I hit 17 fast and was on my way back
north to the bridge before I saw
either again; I think it was Carl and he was headed for 17, a good minute or
so behind me.
Unbeknownst to me, when Pat shouted,
he had already been to 16 and was
doing his 180 error away from it. Had it not been for his deception, Carl
would doubtless have been into the control with or ahead of me.
Meanwhile, I was determined to push hard
and widen my lead, and as I
approached 19B was when Carl next spotted me... he was probably only 300 to
500 meters of open ground behind me, but down that long pipe-line
right-of-way, it looked so far that it served to push him over the edge.

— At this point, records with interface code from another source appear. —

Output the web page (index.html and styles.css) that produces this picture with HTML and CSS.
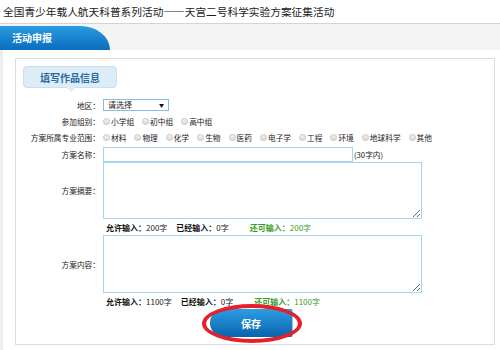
FILE: index.html
```html
<!DOCTYPE html>
<html lang="zh-CN">
<head>
  <meta charset="UTF-8" />
  <title>活动申报</title>
  <link rel="stylesheet" href="styles.css">
</head>
<body>

  <div class="page-title">全国青少年载人航天科普系列活动——天宫二号科学实验方案征集活动</div>

  <div class="tab-bar">
    <div class="tab">活动申报</div>
  </div>

  <div class="main">
    <div class="panel">
      <div class="tag">填写作品信息</div>

      <form class="form">
        <div class="row row-area">
          <label class="lbl">地区：</label>
          <div class="field">
            <div class="select">请选择<span class="arrow">▼</span></div>
          </div>
        </div>

        <div class="row row-group">
          <label class="lbl">参加组别：</label>
          <div class="field radios">
            <label class="opt"><input type="radio" name="group">小学组</label>
            <label class="opt"><input type="radio" name="group">初中组</label>
            <label class="opt"><input type="radio" name="group">高中组</label>
          </div>
        </div>

        <div class="row row-major">
          <label class="lbl">方案所属专业范围：</label>
          <div class="field radios">
            <label class="opt"><input type="radio" name="major">材料</label>
            <label class="opt"><input type="radio" name="major">物理</label>
            <label class="opt"><input type="radio" name="major">化学</label>
            <label class="opt"><input type="radio" name="major">生物</label>
            <label class="opt"><input type="radio" name="major">医药</label>
            <label class="opt"><input type="radio" name="major">电子学</label>
            <label class="opt"><input type="radio" name="major">工程</label>
            <label class="opt"><input type="radio" name="major">环境</label>
            <label class="opt"><input type="radio" name="major">地球科学</label>
            <label class="opt"><input type="radio" name="major">其他</label>
          </div>
        </div>

        <div class="row row-name">
          <label class="lbl">方案名称：</label>
          <div class="field">
            <input class="text-input" type="text">
            <span class="hint">(30字内)</span>
          </div>
        </div>

        <div class="row row-summary">
          <label class="lbl">方案摘要：</label>
          <div class="field">
            <textarea class="area area-summary"></textarea>
          </div>
        </div>

        <div class="row row-count">
          <span class="lbl"></span>
          <div class="field counter">
            <span class="count-item"><b>允许输入：</b>200字</span>
            <span class="count-item"><b>已经输入：</b>0字</span>
            <span class="count-item left"><b>还可输入：</b>200字</span>
          </div>
        </div>

        <div class="row row-content">
          <label class="lbl">方案内容：</label>
          <div class="field">
            <textarea class="area area-content"></textarea>
          </div>
        </div>

        <div class="row row-count">
          <span class="lbl"></span>
          <div class="field counter">
            <span class="count-item"><b>允许输入：</b>1100字</span>
            <span class="count-item"><b>已经输入：</b>0字</span>
            <span class="count-item left"><b>还可输入：</b>1100字</span>
          </div>
        </div>

        <div class="row row-submit">
          <span class="lbl"></span>
          <div class="field">
            <div class="save-wrap">
              <button type="button" class="save-btn">保存</button>
              <span class="circle-mark"></span>
            </div>
          </div>
        </div>
      </form>
    </div>
  </div>

</body>
</html>
```

FILE: styles.css
```css
* {
  margin: 0;
  padding: 0;
  box-sizing: border-box;
}

body {
  width: 500px;
  height: 350px;
  overflow: hidden;
  background-color: #fff;
  font-family: "Noto Sans CJK SC", "Liberation Sans", sans-serif;
  color: #333;
}

.page-title {
  height: 24px;
  padding: 5px 0 0 3px;
  font-size: 10.7px;
  line-height: 14px;
  color: #1a1a1a;
  white-space: nowrap;
  border-bottom: 1px solid #d4d4d4;
}

/* tab bar */
.tab-bar {
  height: 26px;
  padding-top: 2px;
  background-color: #f4f4f4;
}

.tab {
  width: 110px;
  height: 24px;
  padding-left: 12px;
  font-size: 10px;
  font-weight: bold;
  line-height: 24px;
  color: #fff;
  background: linear-gradient(to bottom, #2a9be2, #0b6dbd);
  border-radius: 0 30px 0 0 / 0 24px 0 0;
}

/* main panel */
.main {
  height: 300px;
  padding: 8px 5px 0 12px;
  border-left: 3px solid #eee;
}

.panel {
  height: 287px;
  padding: 7px 0 0 7px;
  border: 1px solid #dcdcdc;
}

.tag {
  position: relative;
  width: 94px;
  height: 22px;
  font-size: 10px;
  font-weight: bold;
  line-height: 21px;
  text-align: center;
  color: #2d6a9f;
  background-color: #dcedf8;
  border: 1px solid #c8dff0;
  border-radius: 4px;
}

.tag::after {
  content: "";
  position: absolute;
  left: 42px;
  bottom: -5px;
  border-left: 5px solid transparent;
  border-right: 5px solid transparent;
  border-top: 5px solid #dcedf8;
}

/* form */
.form {
  margin-top: 9px;
  margin-left: -7px;
  font-size: 7.7px;
  color: #222;
}

.row {
  display: grid;
  grid-template-columns: 84px 1fr;
  column-gap: 3px;
  align-items: center;
}

.lbl {
  text-align: right;
  white-space: nowrap;
}

.field {
  display: flex;
  align-items: center;
}

.row-area { height: 16px; }
.row-group { height: 17px; }
.row-major { height: 15px; }
.row-name { height: 17px; padding-top: 1px; }
.row-summary { height: 57px; }
.row-content { height: 58px; }
.row-count { height: 16px; }
.row-submit { height: 34px; align-items: start; }

.select {
  position: relative;
  width: 66px;
  height: 12px;
  padding-left: 4px;
  line-height: 10px;
  font-size: 8px;
  color: #222;
  background: #fff;
  border: 1px solid #86bce2;
}

.select .arrow {
  position: absolute;
  right: 4px;
  top: 0;
  font-size: 5px;
  color: #111;
}

.radios {
  white-space: nowrap;
}

.opt {
  display: flex;
  align-items: center;
  margin-right: 8px;
}

.opt input {
  appearance: none;
  width: 7px;
  height: 7px;
  margin-right: 1px;
  border: 1px solid #c4c4c4;
  border-radius: 50%;
  background: linear-gradient(to bottom, #f2f2f2, #dcdcdc);
}

.text-input {
  width: 250px;
  height: 15px;
  border: 1px solid #a6d6ee;
}

.hint {
  margin-left: 1px;
}

.area {
  display: block;
  width: 319px;
  border: 1px solid #a6d6ee;
  resize: both;
}

.area-summary { height: 57px; }
.area-content { height: 58px; }

.counter {
  padding-left: 3px;
  font-size: 8px;
  white-space: nowrap;
}

.counter b {
  color: #111;
}

.count-item {
  margin-right: 9px;
}

.count-item.left {
  margin-left: 12px;
  color: #3a9b2a;
}

.counter .count-item.left b {
  color: #3a9b2a;
}

/* save button */
.save-wrap {
  position: relative;
  margin-left: 107px;
}

.save-btn {
  display: block;
  width: 83px;
  height: 28px;
  font-family: "Noto Sans CJK SC", sans-serif;
  font-size: 10px;
  font-weight: bold;
  color: #fff;
  background: linear-gradient(to bottom, #2c9ee4, #0a63ac);
  border: none;
  border-right: 1px solid #9cc6e6;
  border-radius: 14px 2px 2px 14px;
}

.circle-mark {
  position: absolute;
  left: -8px;
  top: -5px;
  width: 100px;
  height: 39px;
  border: 4px solid #e5202a;
  border-radius: 50%;
}
```
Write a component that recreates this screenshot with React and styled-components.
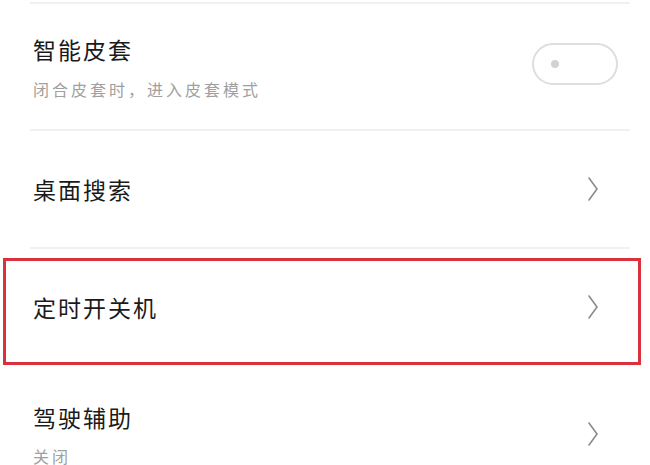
import styled, { createGlobalStyle } from "styled-components";

const GlobalStyle = createGlobalStyle`
    html, body {
        margin: 0;
        padding: 0;
        background: #ffffff;
    }
    body {
        font-family: "Noto Sans CJK SC", "Noto Sans", sans-serif;
        color: #222222;
    }
`;

const items = [
    { title: "智能皮套", sub: "闭合皮套时，进入皮套模式", toggle: true, height: 125, gap: 13 },
    { title: "桌面搜索", height: 116 },
    { title: "定时开关机", height: 107, marked: true, padBottom: 10 },
    { title: "驾驶辅助", sub: "关闭", height: 110, padTop: 28, gap: 12 },
];

function Chevron() {
    return (
        <svg width="14" height="26" viewBox="0 0 14 26" fill="none">
            <path d="M3 2 L11 13 L3 24" stroke="#8a8a8a" strokeWidth="1.6" strokeLinecap="round" strokeLinejoin="round" />
        </svg>
    );
}

function App() {
    return (
        <>
            <GlobalStyle />
            <Page>
                <Divider />
                {items.map((item, idx) => (
                    <div key={idx}>
                        <Row
                            $height={item.height}
                            $marked={item.marked}
                            $padTop={item.padTop || 0}
                            $padBottom={item.padBottom || 0}
                        >
                            <Texts $gap={item.gap || 0}>
                                <Title>{item.title}</Title>
                                {item.sub && <Sub>{item.sub}</Sub>}
                            </Texts>
                            {item.toggle ? (
                                <Toggle>
                                    <Knob />
                                </Toggle>
                            ) : (
                                <Arrow>
                                    <Chevron />
                                </Arrow>
                            )}
                        </Row>
                        {idx < 2 && <Divider />}
                        {idx === 1 && <Gap />}
                    </div>
                ))}
            </Page>
        </>
    );
}

const Page = styled.div`
    width: 650px;
    height: 465px;
    overflow: hidden;
    padding-top: 2px;
    box-sizing: border-box;
`;

const Divider = styled.div`
    height: 2px;
    margin: 0 20px 0 30px;
    background: #f0f0f0;
`;

const Gap = styled.div`
    height: 9px;
`;

const Row = styled.div`
    display: flex;
    align-items: center;
    justify-content: space-between;
    box-sizing: border-box;
    height: ${(p) => p.$height}px;
    margin: 0 9px 0 3px;
    padding-top: ${(p) => p.$padTop}px;
    padding-bottom: ${(p) => p.$padBottom}px;
    padding-left: ${(p) => (p.$marked ? "27px" : "30px")};
    padding-right: ${(p) => (p.$marked ? "38px" : "41px")};
    border: ${(p) => (p.$marked ? "3px solid #d9323c" : "none")};
`;

const Texts = styled.div`
    display: flex;
    flex-direction: column;
    gap: ${(p) => p.$gap}px;
`;

const Title = styled.div`
    font-size: 23px;
    letter-spacing: 2px;
    color: #1a1a1a;
    line-height: 32px;
`;

const Sub = styled.div`
    font-size: 16px;
    letter-spacing: 3px;
    color: #a0a0a0;
    line-height: 22px;
`;

const Toggle = styled.div`
    width: 86px;
    height: 42px;
    box-sizing: border-box;
    border: 2px solid #dedede;
    border-radius: 21px;
    display: flex;
    align-items: center;
    padding-left: 17px;
    margin-right: -18px;
    margin-bottom: 6px;
`;

const Knob = styled.div`
    width: 8px;
    height: 8px;
    border-radius: 50%;
    background: #d2d2d2;
`;

const Arrow = styled.div`
    display: flex;
    align-items: center;
`;

export default App;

Control 24. After going way upstream
and out to Oregonia Road and having
spent at least 15 minutes fighting slowly through a couple hundred meters of
sodden thickets, I was thoroughly demoralized. Seeing Pat again at 24 was
like a breath of fresh air. I was back in the race. Just seeing Pat and
realizing that I might still be able to beat him gave me an incredible burst
of energy. Apparently it had the opposite effect on Pat; from there to the
finish I walked away from him.
I couldn't believe Aaron Rourke and Joe
Garland. They were with the leaders
much of the race. They punched 25 a hair ahead of me and by racing
diagonally down the hill, I managed to come along side of them as we started
up the final big hill. It was the closest I would come to them from there to
the finish. I was sure that with the two of them together, once I got up the
hill, I could walk them down. It wasn't to be. They widened the gap all the
way to the finish.
Anyway, if you've read this far, a couple parting thoughts:
1. What did everyone think of the new
controls we used for the Billy Pig,
the ones with the blue stripe? (Steve, how did they hold up, or did they all
melt or wash away?)
2. Let's talk turkey about date for next
year. I think the idea of sometime
in November is a good one. We can put a different local meet on the weekend
with Germantown to make a regional meet if we want. Of course a big part
rests with Steve, who has volunteered to meet direct again... moving into mid
or late Nov might be a problem for him. Keep the thoughts coming.
The First Billy Pig
December 18, 1999
Hueston Woods State Park, Oxford, Ohio
Director: Joel Rauschenbach
The Billy Pig
14.52 km, 24 controls
2:46:18 OCIN Pat Meehan
2:50:48 OCIN Tom Murphy
3:02:46 COO Bob Huebner
3:42:12 OCIN Carl Sack (1st junior)
7.73 km, 13 controls
1:41:13 OCIN Tom Kopp
1:57:06 OCIN Steve Vaughan
2:06:34 COO Janice Huebner (1st junior, 1st female)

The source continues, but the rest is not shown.